Wireless telegraphy or radiotelegraphy, commonly called CW (continuous wave), ICW (interrupted continuous wave) transmission, or on-off keying, and designated by the International Telecommunication Union as emission type A1A or A2A, is a radio communication method. It was transmitted by several different modulation methods during its history. The primitive spark-gap transmitters used until 1920 transmitted damped waves, which had very wide bandwidth and tended to interfere with other transmissions. This type of emission was banned by 1934, except for some legacy use on ships. [9] [10] [11] The vacuum tube (valve) transmitters which came into use after 1920 transmitted code by pulses of unmodulated sinusoidal carrier wave called continuous wave (CW), which is still used today. To receive CW transmissions, the receiver requires a circuit called a beat frequency oscillator (BFO). [12] [13] The third type of modulation, frequency-shift keying (FSK) was used mainly by radioteletype networks (RTTY). Morse code radiotelegraphy was gradually replaced by radioteletype in most high volume applications by World War II.
In manual radiotelegraphy the sending operator manipulates a switch called a telegraph key, which turns the radio transmitter on and off, producing pulses of unmodulated carrier wave of different lengths called "dots" and "dashes", which encode characters of text in Morse code. [14] At the receiving location, Morse code is audible in the receiver's earphone or speaker as a sequence of buzzes or beeps, which is translated back to text by an operator who knows Morse code. With automatic radiotelegraphy teleprinters at both ends use a code such as the International Telegraph Alphabet No. 2 and produced typed text.
Radiotelegraphy is obsolete in commercial radio communication, and its last civilian use, requiring maritime shipping radio operators to use Morse code for emergency communications, ended in 1999 when the International Maritime Organization switched to the satellite-based GMDSS system. [8] However it is still used by amateur radio operators, and military services require signalmen to be trained in Morse code for emergency communication. [15] [16] A CW coastal station, KSM, still exists in California, run primarily as a museum by volunteers, [17] and occasional contacts with ships are made. In a minor legacy use, VHF omnidirectional range (VOR) and NDB radio beacons in the aviation radio navigation service still transmit their one to three letter identifiers in Morse code.
Radiotelegraphy is popular amongst radio amateurs world-wide, who commonly refer to it as continuous wave, or just CW. A 2021 analysis of over 700 million communications logged by the Club Log blog, [18] and a similar review of data logged by the American Radio Relay League, [19] both show that wireless telegraphy is the 2nd most popular mode of amateur radio communication, accounting for nearly 20% of contacts. This makes it more popular than voice communication, but not as popular as the FT8 digital mode, which accounted for 60% of amateur radio contacts made in 2021. Since 2003, knowledge of Morse code and wireless telegraphy has no longer been required to obtain an amateur radio license in many countries, [20] it is, however, still required in some countries to obtain a licence of a different class.

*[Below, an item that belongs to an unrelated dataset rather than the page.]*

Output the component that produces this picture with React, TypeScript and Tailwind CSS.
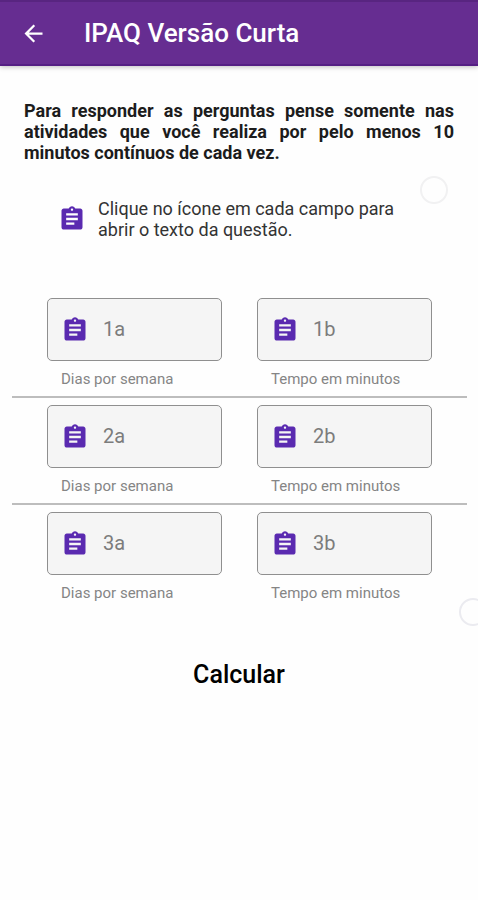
import { MdArrowBack, MdAssignment } from 'react-icons/md';

const questions = ['1', '2', '3'];

function Field({ id, label, helper }: { id: string; label: string; helper: string }) {
  return (
    <div className="min-w-0">
      <div className="flex h-[63px] items-center rounded-[5px] border border-[#8f8f8f] bg-[#f5f5f5] pl-[13px]">
        <button type="button" aria-label={`Abrir questão ${label}`} className="shrink-0 text-[#5a2ab0]">
          <MdAssignment size={28} />
        </button>
        <input
          id={id}
          type="text"
          inputMode="numeric"
          aria-label={label}
          placeholder={label}
          className="ml-[14px] w-full min-w-0 bg-transparent pb-0.5 text-xl text-[#333] outline-none placeholder:text-[#7c7c7c]"
        />
      </div>
      <label htmlFor={id} className="block pt-2 pl-[14px] text-[15px] leading-5 text-[#858585]">
        {helper}
      </label>
    </div>
  );
}

export default function App() {
  return (
    <div className="relative min-h-screen overflow-x-hidden bg-[#fefefe] font-['Roboto',sans-serif]">
      <header className="flex h-[66px] items-center border-t-2 border-b-2 border-t-[#582580] border-b-[#551f84] bg-[#662d91] pl-5 text-white shadow-[0_1px_5px_rgba(0,0,0,0.25)]">
        <button type="button" aria-label="Voltar">
          <MdArrowBack size={27} />
        </button>
        <h1 className="ml-[37px] text-[26px] leading-8 font-medium">IPAQ Versão Curta</h1>
      </header>

      <main className="pt-[34px]">
        <p className="px-6 text-justify text-lg leading-[21px] font-bold text-[#1c1c1c]">
          Para responder as perguntas pense somente nas atividades que você realiza por pelo menos 10
          minutos contínuos de cada vez.
        </p>

        <div className="mt-[35px] flex items-center pr-20 pl-[58px]">
          <MdAssignment size={28} className="shrink-0 text-[#5a2ab0]" />
          <p className="ml-3 text-lg leading-[21px] text-[#333]">
            Clique no ícone em cada campo para abrir o texto da questão.
          </p>
        </div>

        <form className="mt-[51px]">
          {questions.map((q, i) => (
            <div key={q}>
              {i > 0 && <hr className="mr-[11px] ml-3 border-t-2 border-[#bdbdbd]" />}
              <div className="grid grid-cols-2 gap-[35px] pt-[7px] pr-[46px] pb-[7px] pl-[47px]">
                <Field id={`dias-${q}`} label={`${q}a`} helper="Dias por semana" />
                <Field id={`tempo-${q}`} label={`${q}b`} helper="Tempo em minutos" />
              </div>
            </div>
          ))}
          <button type="button" className="mx-auto mt-[49px] block text-[25px] leading-8 font-medium text-black">
            Calcular
          </button>
        </form>
      </main>

      {/* Decorative bubbles floating over the page */}
      <span className="absolute top-44 right-[30px] size-7 rounded-full border-2 border-[#f1f1f2]" />
      <span className="absolute top-[598px] right-[-9px] size-7 rounded-full border-2 border-[#ebebf0]" />
    </div>
  );
}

As of 2021, licence Class A in Belarus and Estonia, or the General class in Monaco, or Class 1 in Ukraine require Morse proficiency to access the full amateur radio spectrum including the high frequency (HF) bands. [20] Further, CEPT Class 1 licence in Ireland, [21] and Class 1 in Russia, [20] both of which require proficiency in wireless telegraphy, offer additional privileges: a shorter and more desirable call sign in both countries, and the right to use a higher transmit power in Russia. [22]
Efforts to find a way to transmit telegraph signals without wires grew out of the success of electric telegraph networks, the first instant telecommunication systems. [23] Developed beginning in the 1830s, a telegraph line was a person-to-person text message system consisting of multiple telegraph offices linked by an overhead wire supported on telegraph poles. To send a message, an operator at one office would tap on a switch called a telegraph key, creating pulses of electric current which spelled out a message in Morse code. When the key was pressed, it would connect a battery to the telegraph line, sending current down the wire. At the receiving office, the current pulses would operate a telegraph sounder, a device that would make a "click" sound when it received each pulse of current. The operator at the receiving station who knew Morse code would translate the clicking sounds to text and write down the message. The ground was used as the return path for current in the telegraph circuit, to avoid having to use a second overhead wire. [24]
By the 1860s, the telegraph was the standard way to send most urgent commercial, diplomatic and military messages, and industrial nations had built continent-wide telegraph networks, with submarine telegraph cables allowing telegraph messages to bridge oceans. [25] However installing and maintaining a telegraph line linking distant stations was very expensive, and wires could not reach some locations such as ships at sea. Inventors realized if a way could be found to send electrical impulses of Morse code between separate points without a connecting wire, it could revolutionize communications.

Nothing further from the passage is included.